We can find out what these do by doing searches on the type field inside the dict. ie:

dict(type='LoadImageFromFile', backend_args=backend_args),

is from https://mmcv.readthedocs.io/en/latest/api/generated/mmcv.transforms.LoadImageFromFile.html#mmcv.transforms.LoadImageFromFile

each file in the series of config files can overwrite the files that it uses as a _base_ so sometimes it can get confusing as to how something is configured. This documentation provides some guides: https://mmengine.readthedocs.io/en/latest/advanced_tutorials/config.html#delete-key-in-dict

The rtmdet architecture is explained is explained here: https://arxiv.org/pdf/2212.07784.pdf we will not go into the construction of the core model just look at how the configurations work.

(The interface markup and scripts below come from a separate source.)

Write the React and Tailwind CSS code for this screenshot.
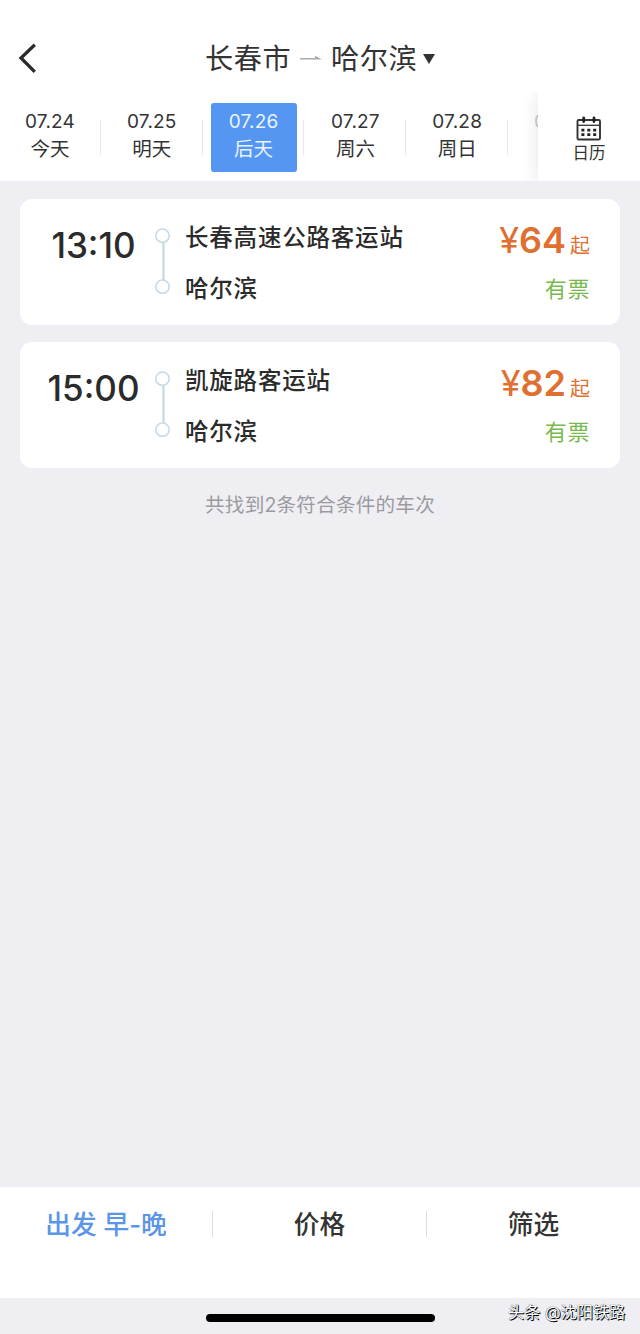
const days = [
  { date: "07.24", label: "今天" },
  { date: "07.25", label: "明天" },
  { date: "07.26", label: "后天", active: true },
  { date: "07.27", label: "周六" },
  { date: "07.28", label: "周日" },
];

const trips = [
  { time: "13:10", from: "长春高速公路客运站", to: "哈尔滨", price: "64" },
  { time: "15:00", from: "凯旋路客运站", to: "哈尔滨", price: "82" },
];

function BackIcon() {
  return (
    <svg width="22" height="32" viewBox="0 0 22 32" fill="none">
      <path d="M18.8 2.8 5 16 18.8 29.8" stroke="#2b2b2b" strokeWidth="3.3" />
    </svg>
  );
}

function CalendarIcon() {
  return (
    <svg width="26" height="26" viewBox="0 0 26 26" fill="none">
      <rect x="1.5" y="4" width="22.5" height="19.5" rx="1.2" stroke="#333" strokeWidth="1.9" />
      <path d="M1.3 9.3h23" stroke="#333" strokeWidth="1.3" />
      <path d="M7.7 2v3.6M18 2v3.6" stroke="#222" strokeWidth="2.8" strokeLinecap="round" />
      <path
        d="M5.4 14.1h3M11.3 14.1h3M17.2 14.1h3M5.4 18.7h3M11.3 18.7h3M17.2 18.7h3"
        stroke="#222"
        strokeWidth="2.8"
      />
    </svg>
  );
}

function RouteLine() {
  return (
    <svg width="16" height="68" viewBox="0 0 16 68" fill="none">
      <path d="M8.5 15v37" stroke="#c8dbe9" strokeWidth="2.4" />
      <circle cx="7.5" cy="7.7" r="6.7" fill="#fff" stroke="#c9dae7" strokeWidth="1.6" />
      <circle cx="7.5" cy="58.7" r="6.7" fill="#fff" stroke="#c9dae7" strokeWidth="1.6" />
    </svg>
  );
}

function Header() {
  return (
    <header className="flex h-[92px] shrink-0 items-start px-4 pt-[42px] text-[#333]">
      <div className="w-[189px]">
        <BackIcon />
      </div>
      <div className="flex h-8 items-center pt-px whitespace-nowrap text-[28.2px] leading-8 tracking-[0.5px]">
        <span>长春市</span>
        <svg className="mr-[9px] ml-[9px]" width="22" height="8" viewBox="0 0 22 8">
          <path d="M0 3h15V.8L22 4.6H0z" fill="#aaa" />
        </svg>
        <span>哈尔滨</span>
        <svg className="ml-1.5" width="12" height="10" viewBox="0 0 12 10">
          <path d="M0 0h12L6 10z" fill="#333" />
        </svg>
      </div>
    </header>
  );
}

function DateTabs() {
  return (
    <div className="flex h-[89px] shrink-0 overflow-hidden">
      <div className="-ml-px flex w-[539px] shrink-0 overflow-hidden">
        {days.map((day) => (
          <div key={day.date} className="flex w-[101.8px] shrink-0 pt-[11px]">
            <div
              className={`ml-2 flex h-[69px] w-[86px] flex-col items-center rounded-[3px] pt-[5px] ${
                day.active ? "bg-[#5596f2] text-[#e8f4ff]" : "text-[#333]"
              }`}
            >
              <span className="text-[19px] leading-7 tracking-[0.2px]">{day.date}</span>
              <span className="text-[19.5px] leading-[27px]">{day.label}</span>
            </div>
            <div className="mt-[17px] ml-auto h-[35px] w-px bg-[#e8e8e8]" />
          </div>
        ))}
        {/* next day peeks out from under the calendar button */}
        <div className="pt-4 pl-[26px] text-[19px] leading-7 text-[#ccc]">0</div>
      </div>
      <div className="relative flex grow flex-col items-center bg-white pt-6 text-[#333] shadow-[-2px_2px_16px_rgba(0,0,0,0.09)]">
        <CalendarIcon />
        <span className="text-[16.5px] leading-[22px]">日历</span>
      </div>
    </div>
  );
}

function TripCard({ trip }) {
  return (
    <article className="flex h-[126px] rounded-[12px] bg-white pr-[30px] text-[#2b2b2b]">
      <div className="mt-[26px] w-[147px] shrink-0 text-center text-[35px] leading-10 font-medium">
        {trip.time}
      </div>
      <div className="-ml-[12px] mt-[29px]">
        <RouteLine />
      </div>
      <div className="mt-[23px] ml-[14px] flex flex-col gap-[18.5px] text-[23.5px] leading-8 font-medium tracking-[0.8px]">
        <span>{trip.from}</span>
        <span>{trip.to}</span>
      </div>
      <div className="ml-auto flex flex-col items-end">
        <div className="mt-[21px] flex h-10 items-baseline leading-10 text-[#df7031]">
          <span className="text-[36px]">¥</span>
          <span className="text-[36px] font-semibold">{trip.price}</span>
          <span className="ml-1 text-[20px]">起</span>
        </div>
        <span className="mt-[13px] text-[22px] leading-8 tracking-[0.6px] text-[#77b94d]">有票</span>
      </div>
    </article>
  );
}

function FilterBar() {
  return (
    <nav className="flex h-[111px] shrink-0 items-start bg-white pt-5 text-center text-[25.7px] leading-9 font-medium text-[#333]">
      <div className="w-[212px] text-[#5b96e6]">出发 早-晚</div>
      <div className="mt-1 h-[26px] w-px bg-[#ddd]" />
      <div className="w-[213px]">价格</div>
      <div className="mt-1 h-[26px] w-px bg-[#ddd]" />
      <div className="w-[213px]">筛选</div>
    </nav>
  );
}

export default function App() {
  return (
    <div className="flex h-[1334px] w-[640px] flex-col overflow-hidden bg-[#eeeef3] font-['Inter','Noto_Sans_CJK_SC',sans-serif]">
      <div className="shrink-0 bg-white">
        <Header />
        <DateTabs />
      </div>

      {/* Results */}
      <main className="flex grow flex-col gap-[17px] px-5 pt-[18px]">
        {trips.map((trip) => (
          <TripCard key={trip.time} trip={trip} />
        ))}
        <p className="mt-1 text-center text-[19.6px] leading-8 tracking-[0.2px] text-[#9b9b9f]">
          共找到2条符合条件的车次
        </p>
      </main>

      <FilterBar />

      {/* Home indicator and source mark */}
      <footer className="flex h-9 shrink-0 items-start">
        <div className="mt-4 ml-[206px] h-2 w-[229px] rounded-full bg-black" />
        <div className="mt-0.5 ml-[73px] whitespace-nowrap text-[16.2px] leading-6 text-white [text-shadow:1px_1px_0_#000,0_0_1px_#000]">
          头条 @沈阳铁路
        </div>
      </footer>
    </div>
  );
}
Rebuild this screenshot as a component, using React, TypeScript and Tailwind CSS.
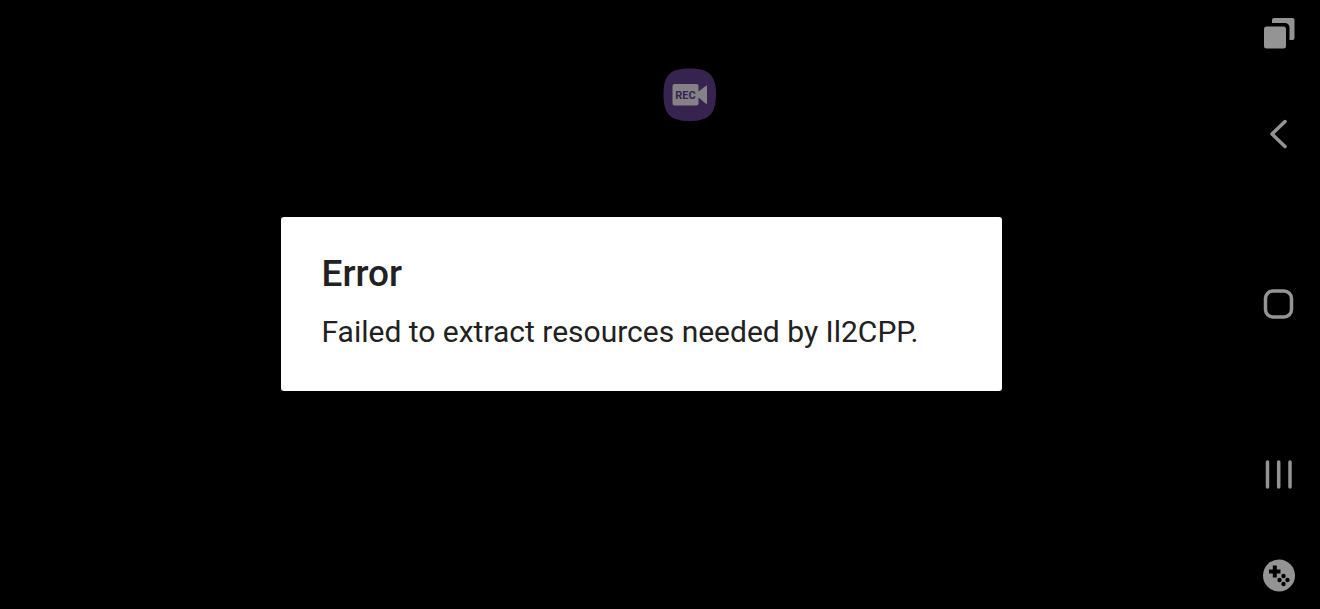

rtmdet_l_8xb32-300e_coco.py contains the full definition setup to work with the coco data format. we will replicate this

rtmdet_s_8xb32-300e_coco.py edits the:

  • model backbone / neck / bbox head The main variables we should look at are the deepen_factor and widen_factor which reduces the number of parameters in the model. The other changes are to faciliate this reduction in model parameters and make sure that the different modules still connect.

we see similar changes in rtmdet_tiny_8xb32-300e_coco.py as well.

Given the overlapping configurations, seeing what the actual config is like can be hard. We can thus load and check them out

Loading the configs requires running:

from mmengine.config import Config

cfg = Config.fromfile('./configs/rtmdet/rtmdet_tiny_8xb32-300e_coco.py')
print(cfg)

We can then explore the config like a dictionary.

3) Running back train job

Openmmlab libraries each have a train script as part of the library repo. The one for mmdet is here: https://github.com/open-mmlab/mmdetection/blob/v3.3.0/tools/train.py

Exploring the file, we can see that Runner is the key class. We can manually import this and use this to fine tune our model.

Working with OpenMMLab on Databricks

Now that we have a basic grasp of the library, we can see how to work with it on databricks. First part is the setup.

To use the mim package manager and make sure we install on all nodes when in a distributed configuration, we should use init scripts rather than install via sh or %pip

To avoid click ops, we will setup our cluster with the databricks-sdk

See: 0_setup_cluster.py in this script we will setup the cluster config that we want as well as the init-script that we need. We need to use an init-script because we can't use mim to setup libraries as openmmlab packages require.

For this particular example, we will use the coco dataset. So we need to get the data loaded to dbfs for that. That is what 1_download_data.py does.

Then we can start working with the library and building out our training loops. In 2_build_train_loop.py we will trigger the training process with Spark Torch-Distributor.

In 3_use_train_script.py we will use a slightly modified version of the train script from openmmlab mmdet library and trigger that also with Torch Distributor.